You are given an m x ngrid where each cell can have one of three values:
0 representing an empty cell,
1 representing a fresh orange, or
2 representing a rotten orange.
Every minute, any fresh orange that is 4-directionally adjacent to a rotten orange becomes rotten.
Return the minimum number of minutes that must elapse until no cell has a fresh orange.

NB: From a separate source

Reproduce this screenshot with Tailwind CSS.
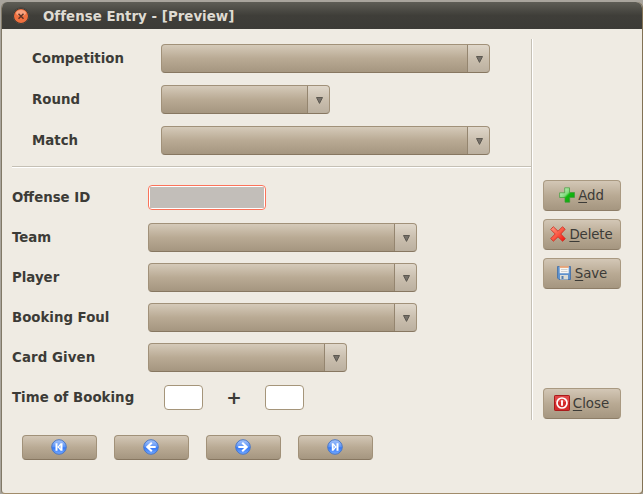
<!DOCTYPE html>
<html lang="en">
<head>
<meta charset="utf-8">
<title>Offense Entry</title>
<script src="https://cdn.jsdelivr.net/npm/@tailwindcss/browser@4"></script>
</head>
<body class="w-[643px] h-[494px] overflow-hidden bg-[#a9a59d] font-['DejaVu_Sans',sans-serif] text-[13.333px] text-[#3c3b37]">
<svg class="absolute w-0 h-0">
  <defs>
    <linearGradient id="blue" x1="0" y1="0" x2="0" y2="1"><stop offset="0" stop-color="#a8c5fa"/><stop offset=".5" stop-color="#5a93f8"/><stop offset=".55" stop-color="#3478f8"/><stop offset="1" stop-color="#75aaff"/></linearGradient>
    <linearGradient id="green" x1="0" y1="0" x2="1" y2="1"><stop offset="0" stop-color="#e4f8df"/><stop offset=".45" stop-color="#7fd97a"/><stop offset=".55" stop-color="#12b80f"/><stop offset="1" stop-color="#10a010"/></linearGradient>
    <linearGradient id="red" x1="0" y1="0" x2="1" y2="1"><stop offset="0" stop-color="#ff9b85"/><stop offset=".5" stop-color="#fb5a45"/><stop offset="1" stop-color="#f50b08"/></linearGradient>
    <symbol id="tri" viewBox="0 0 7 7"><path d="M.5.5h6L3.5 6.4z" fill="#77716a" stroke="#5d5951" stroke-width="1"/></symbol>
    <symbol id="disc" viewBox="0 0 16 16"><circle cx="8" cy="8" r="7.3" fill="url(#blue)" stroke="#4c78c4" stroke-width="1"/></symbol>
  </defs>
</svg>
<div class="w-[643px] h-[494px] pt-[2px] pl-px">
<div class="w-[641px] h-[492px] border-l border-b border-l-[#817967] border-b-[#a18c6b] rounded-t-[6px] rounded-b-[4px] bg-[#efebe3] overflow-hidden shadow-[1px_0_0_#827254]">
  <header class="flex items-center h-[27px] pl-[10px] bg-linear-to-b from-[#5f5e56] via-[#3f3e39] via-50% to-[#3c3b37]">
    <svg class="w-[18px] h-[18px]" viewBox="0 0 18 18"><circle cx="9" cy="9" r="8.5" fill="#33312d"/><circle cx="9" cy="9" r="8" fill="none" stroke="#57524b" stroke-width=".8"/><circle cx="9" cy="9" r="7" fill="#f0703f"/><ellipse cx="9" cy="6" rx="5" ry="3" fill="#f9a27e"/><path d="M6.5 6.7l5 5M11.5 6.7l-5 5" stroke="#603427" stroke-width="1.5"/></svg>
    <h1 class="ml-[13px] text-[13.333px] leading-[16px] font-bold text-[#dfdbd2] whitespace-nowrap mt-[3px] tracking-[.04px]">Offense Entry - [Preview]</h1>
  </header>
  <main class="flex h-[464px] pt-[10px] pl-[10px]">
    <div class="w-[519px] shrink-0">
      <section class="flex flex-col gap-[12px] h-[127px] pt-[5px] pl-[20px] font-bold">
        <div class="flex h-[29px] items-center"><span class="w-[129px]">Competition</span><button class="flex w-[329px] h-[29px] rounded-[4px] border border-[#a19179] border-b-[#877761] bg-linear-to-b from-[#d5cab9] via-[#b9aa94] via-50% to-[#a59680] overflow-hidden"><i class="ml-auto flex w-[22px] h-full border-l border-[#94856f] bg-white/25 items-center justify-center pl-[2px] pt-[2px]"><svg class="w-[7px] h-[7px]"><use href="#tri"/></svg></i></button></div>
        <div class="flex h-[29px] items-center"><span class="w-[129px]">Round</span><button class="flex w-[169px] h-[29px] rounded-[4px] border border-[#a19179] border-b-[#877761] bg-linear-to-b from-[#d5cab9] via-[#b9aa94] via-50% to-[#a59680] overflow-hidden"><i class="ml-auto flex w-[22px] h-full border-l border-[#94856f] bg-white/25 items-center justify-center pl-[2px] pt-[2px]"><svg class="w-[7px] h-[7px]"><use href="#tri"/></svg></i></button></div>
        <div class="flex h-[29px] items-center"><span class="w-[129px]">Match</span><button class="flex w-[329px] h-[29px] rounded-[4px] border border-[#a19179] border-b-[#877761] bg-linear-to-b from-[#d5cab9] via-[#b9aa94] via-50% to-[#a59680] overflow-hidden"><i class="ml-auto flex w-[22px] h-full border-l border-[#94856f] bg-white/25 items-center justify-center pl-[2px] pt-[2px]"><svg class="w-[7px] h-[7px]"><use href="#tri"/></svg></i></button></div>
      </section>
      <div class="h-[2px] bg-white border-t border-[#c5c0b5]"></div>
      <section class="pt-[15px] font-bold">
        <div class="flex h-[29px] mb-[11px] items-center"><span class="w-[136px]">Offense ID</span><div class="w-[118px] h-[25px] rounded-[4px] border border-[#fa735a] bg-white p-px"><div class="h-full bg-[#c2beb9]"></div></div></div>
        <div class="flex h-[29px] mb-[11px] items-center"><span class="w-[136px]">Team</span><button class="flex w-[269px] h-[29px] rounded-[4px] border border-[#a19179] border-b-[#877761] bg-linear-to-b from-[#d5cab9] via-[#b9aa94] via-50% to-[#a59680] overflow-hidden"><i class="ml-auto flex w-[22px] h-full border-l border-[#94856f] bg-white/25 items-center justify-center pl-[2px] pt-[2px]"><svg class="w-[7px] h-[7px]"><use href="#tri"/></svg></i></button></div>
        <div class="flex h-[29px] mb-[11px] items-center"><span class="w-[136px]">Player</span><button class="flex w-[269px] h-[29px] rounded-[4px] border border-[#a19179] border-b-[#877761] bg-linear-to-b from-[#d5cab9] via-[#b9aa94] via-50% to-[#a59680] overflow-hidden"><i class="ml-auto flex w-[22px] h-full border-l border-[#94856f] bg-white/25 items-center justify-center pl-[2px] pt-[2px]"><svg class="w-[7px] h-[7px]"><use href="#tri"/></svg></i></button></div>
        <div class="flex h-[29px] mb-[11px] items-center"><span class="w-[136px]">Booking Foul</span><button class="flex w-[269px] h-[29px] rounded-[4px] border border-[#a19179] border-b-[#877761] bg-linear-to-b from-[#d5cab9] via-[#b9aa94] via-50% to-[#a59680] overflow-hidden"><i class="ml-auto flex w-[22px] h-full border-l border-[#94856f] bg-white/25 items-center justify-center pl-[2px] pt-[2px]"><svg class="w-[7px] h-[7px]"><use href="#tri"/></svg></i></button></div>
        <div class="flex h-[29px] mb-[11px] items-center"><span class="w-[136px] tracking-[.1px]">Card Given</span><button class="flex w-[199px] h-[29px] rounded-[4px] border border-[#a19179] border-b-[#877761] bg-linear-to-b from-[#d5cab9] via-[#b9aa94] via-50% to-[#a59680] overflow-hidden"><i class="ml-auto flex w-[22px] h-full border-l border-[#94856f] bg-white/25 items-center justify-center pl-[2px] pt-[2px]"><svg class="w-[7px] h-[7px]"><use href="#tri"/></svg></i></button></div>
        <div class="flex h-[29px] items-center"><span class="w-[152px] tracking-[.03px]">Time of Booking</span><div class="w-[39px] h-[25px] rounded-[4px] border border-[#a5957a] bg-white"></div><span class="w-[62px] text-center text-[18.5px] leading-[20px]">+</span><div class="w-[39px] h-[25px] rounded-[4px] border border-[#a5957a] bg-white"></div></div>
      </section>
      <nav class="flex gap-[17px] pl-[10px] mt-[23px]">
        <button class="flex w-[75px] h-[25px] pr-px pb-px items-center justify-center rounded-[4px] border border-[#a19179] border-b-[#877761] bg-linear-to-b from-[#d3c7b6] via-[#b9aa94] via-50% to-[#a59680]"><svg class="w-4 h-4" viewBox="0 0 16 16"><use href="#disc"/><path d="M4.5 4.3h2v7.4h-2zM6.4 8l3.2-3.8h1.9v7.6H9.6z" fill="#fff"/><path d="M9.4 6.3v3.4L8.2 8z" fill="#5d96f8"/></svg></button>
        <button class="flex w-[75px] h-[25px] pr-px pb-px items-center justify-center rounded-[4px] border border-[#a19179] border-b-[#877761] bg-linear-to-b from-[#d3c7b6] via-[#b9aa94] via-50% to-[#a59680]"><svg class="w-4 h-4" viewBox="0 0 16 16"><use href="#disc"/><path d="M8.8 3.8L4.3 8l4.5 4.2M4.5 8h8.2" fill="none" stroke="#fff" stroke-width="2.1"/></svg></button>
        <button class="flex w-[75px] h-[25px] pr-px pb-px items-center justify-center rounded-[4px] border border-[#a19179] border-b-[#877761] bg-linear-to-b from-[#d3c7b6] via-[#b9aa94] via-50% to-[#a59680]"><svg class="w-4 h-4" viewBox="0 0 16 16"><use href="#disc"/><path d="M7.2 3.8L11.7 8l-4.5 4.2M11.5 8H3.3" fill="none" stroke="#fff" stroke-width="2.1"/></svg></button>
        <button class="flex w-[75px] h-[25px] pr-px pb-px items-center justify-center rounded-[4px] border border-[#a19179] border-b-[#877761] bg-linear-to-b from-[#d3c7b6] via-[#b9aa94] via-50% to-[#a59680]"><svg class="w-4 h-4" viewBox="0 0 16 16"><use href="#disc"/><path d="M11.5 4.3h-2v7.4h2zM9.6 8L6.4 4.2H4.8v7.6h1.6z" fill="#fff"/><path d="M6.6 6.3v3.4L7.8 8z" fill="#5d96f8"/></svg></button>
      </nav>
    </div>
    <div class="w-[2px] shrink-0 h-[381px] bg-white border-l border-[#c5c0b5]"></div>
    <aside class="flex flex-col w-[88px] h-[380px] pl-[10px] pt-[141px] gap-[8px]">
      <button class="flex shrink-0 w-[78px] h-[31px] pr-px items-center justify-center gap-[3px] rounded-[4px] border border-[#a99981] border-b-[#8d7d67] bg-linear-to-b from-[#d3c7b6] via-[#b9aa94] via-50% to-[#a59680]"><svg class="w-4 h-4 mb-px" viewBox="0 0 16 16"><path d="M5.7.8h4.8v4.7h5v4.9h-4.8v4.8H6v-4.7H.6V5.8h5.1z" fill="url(#green)" stroke="#3d9a38" stroke-width=".7"/></svg><span class="tracking-[-.1px]"><span class="underline underline-offset-2">A</span>dd</span></button>
      <button class="flex shrink-0 w-[78px] h-[31px] pr-px items-center justify-center gap-[3px] rounded-[4px] border border-[#a99981] border-b-[#8d7d67] bg-linear-to-b from-[#d3c7b6] via-[#b9aa94] via-50% to-[#a59680]"><svg class="w-4 h-4 mb-px" viewBox="0 0 16 16"><path d="M3.3.7L8 5.2 12.5.7l2.7 2.6L10.8 8l4.5 4.7-2.7 2.6L8 10.8l-4.6 4.4-2.7-2.6L5.2 8 .7 3.4z" fill="url(#red)" stroke="#c92c20" stroke-width=".8" stroke-linejoin="round"/></svg><span class="tracking-[-.1px]"><span class="underline underline-offset-2">D</span>elete</span></button>
      <button class="flex shrink-0 w-[78px] h-[31px] pr-px items-center justify-center gap-[3px] rounded-[4px] border border-[#a99981] border-b-[#8d7d67] bg-linear-to-b from-[#d3c7b6] via-[#b9aa94] via-50% to-[#a59680]"><svg class="w-4 h-4 mb-px" viewBox="0 0 16 16"><path d="M1.5 1.5h13v13H3l-1.5-1.5z" fill="#5d91cd" stroke="#416da5" stroke-width=".8"/><path d="M3.7 1.3h9v7h-9z" fill="#f7f7f4"/><path d="M3.7 1.2h9v1.5h-9z" fill="#e8935a"/><path d="M5 4.5h6.5M5 6.5h6.5" stroke="#c4c6c6" stroke-width=".8"/><path d="M4 10h8v4.4H4z" fill="#dadbd4"/><path d="M5.5 11h2v3h-2z" fill="#547fad"/></svg><span class="tracking-[-.1px]"><span class="underline underline-offset-2">S</span>ave</span></button>
      <button class="flex shrink-0 w-[78px] h-[31px] pr-px mt-auto items-center justify-center gap-[3px] rounded-[4px] border border-[#a99981] border-b-[#8d7d67] bg-linear-to-b from-[#d3c7b6] via-[#b9aa94] via-50% to-[#a59680]"><svg class="w-4 h-4 mb-px" viewBox="0 0 16 16"><rect x=".5" y=".5" width="15" height="15" rx=".7" fill="#d42b2b" stroke="#a91b1b"/><path d="M1 1h14v6H1z" fill="#e85a5a" opacity=".6"/><circle cx="8" cy="8" r="5" fill="none" stroke="#fff" stroke-width="1.7"/><path d="M8 5.3v5.4" stroke="#fff" stroke-width="1.9"/></svg><span><span class="underline underline-offset-2">C</span>lose</span></button>
    </aside>
  </main>
</div>
</div>
</body>
</html>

If this is impossible, return-1.
Example 1:
Input: grid = [[2,1,1],[1,1,0],[0,1,1]]
Output: 4
Example 2:
Input: grid = [[2,1,1],[0,1,1],[1,0,1]]
Output: -1
Explanation: The orange in the bottom left corner (row 2, column 0) is never rotten, because rotting only happens 4-directionally.
Example 3:
Input: grid = [[0,2]]
Output: 0
Explanation: Since there are already no fresh oranges at minute 0, the answer is just 0.
Pseudocode
- bfs to look for fresh oranges starting from rotten oranges, moving in 4 directions
- reassign values of fresh oranges, to distance from rotten oranges
Solution
var orangesRotting = function (grid) {
if (!grid || grid.length === 0) {
return 0;
}
const row = grid.length;
const column = grid[0].length;
const queue = [];
let countFresh = 0;
let minutes = 0;
let dirs = [
[1, 0],
[-1, 0],
[0, 1],
[0, -1],
];
// put the position of all rotten oranges in queue
// count the number of fresh oranges
for (let i = 0; i < row; i++) {
for (let j = 0; j < column; j++) {
if (grid[i][j] === 2) {
queue.push([i, j]);
}
if (grid[i][j] === 1) {
countFresh++;
}
}
}
// if count of fresh oranges is zero, return zero
if (countFresh === 0) {
return 0;
}
// bfs starting from initially rotten oranges
while (queue.length !== 0 && countFresh) {
minutes++;
let size = queue.length; // set the size before hand,
for (let i = 0; i < size; i++) {
// if i is limited by queue.length i.e. i < queue.length, queue.length will be vary dynamically
const point = queue.shift();
for (const dir of dirs) {
const x = point[0] + dir[0];
const y = point[1] + dir[1];
// set when to continue, out of bounds, already rotten or empty cell
if (
x < 0 ||
y < 0 ||
x >= row ||
y >= column ||
grid[x][y] === 2 ||
grid[x][y] === 0
) {
continue;
}
// if code reaches here, orange is fresh, mark is as rotten
grid[x][y] = 2;
// book keeping, if not all fresh oranges are rotten, return -1
countFresh--;
// push this the coords of this newly rotten orange into queue to look for next fresh orange
queue.push([x, y]);
}
}
}
// count - 1 because minute is 0 based index
return countFresh === 0 ? minutes : -1;
};